Now, a lot of Metamask swap activity is hopium-filled airdrop hunters. And we probably won’t see a similar phenomenon occur with the Uniswap front-end. But all in all, there is a simple solution. Just don’t use the front-end. In the same way Metamask does not force you to use their Swap product, you are not forced to use the Uniswap front-end.

The point of this fee, in my opinion, is to be a means of monetizing the Uniswap wallet and subsequent consumer-facing apps that the team builds. The Uniswap team are undoubtedly some of the best builders in the space. And they seem to do their best work for the industry behind closed doors. Relying on a never-ending flow of VC money to support this is unsustainable. Specifically because with a completely useless token — if I can be completely candid — the expectation of return for these investors must come from somewhere else.

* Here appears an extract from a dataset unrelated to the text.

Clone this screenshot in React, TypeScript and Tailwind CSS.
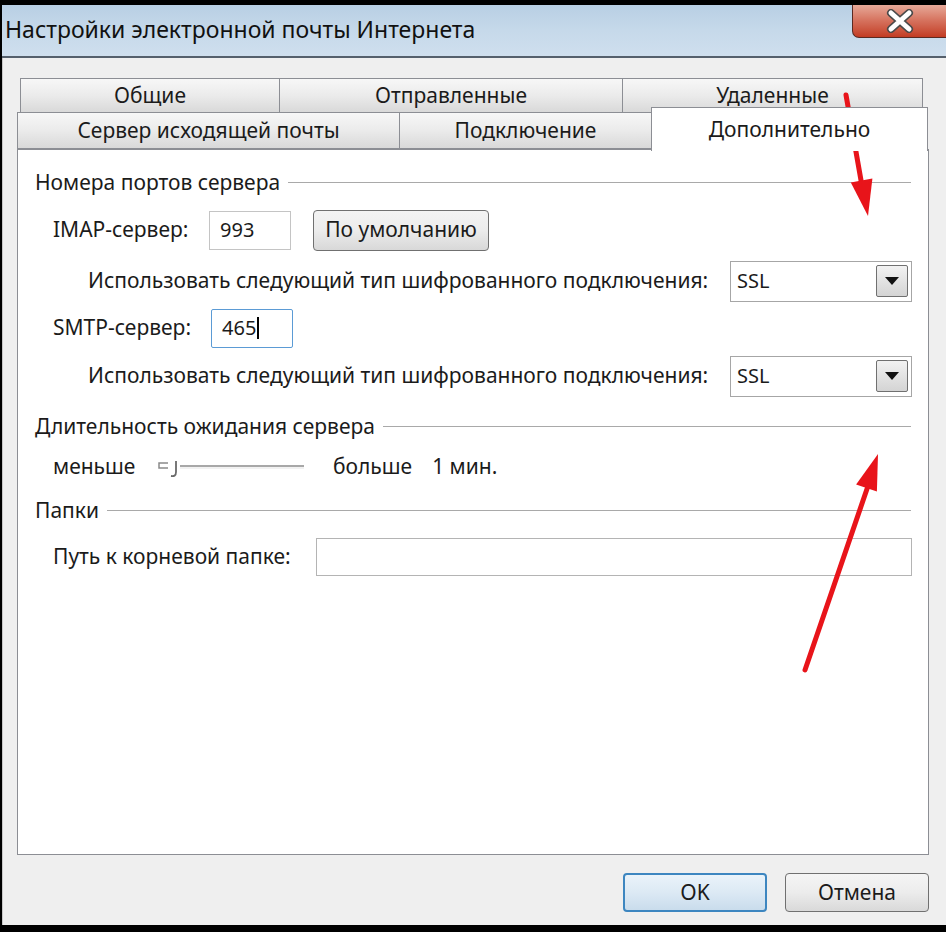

I think this moves highlights the Uniswap team’s desire to have two effective arms: a protocol building team and a consumer-app building team. And from the looks of it, their goal seems to be an IPO or a similar kind of traditional liquidity event. The positive angle here is that Uniswap Labs can fund itself to continue their ground-breaking innovation on AMM design and build consumer apps that help propel DeFi to more mainstream audiences. The negative is that UNI will likely remain a “valueless governance token” indefinitely.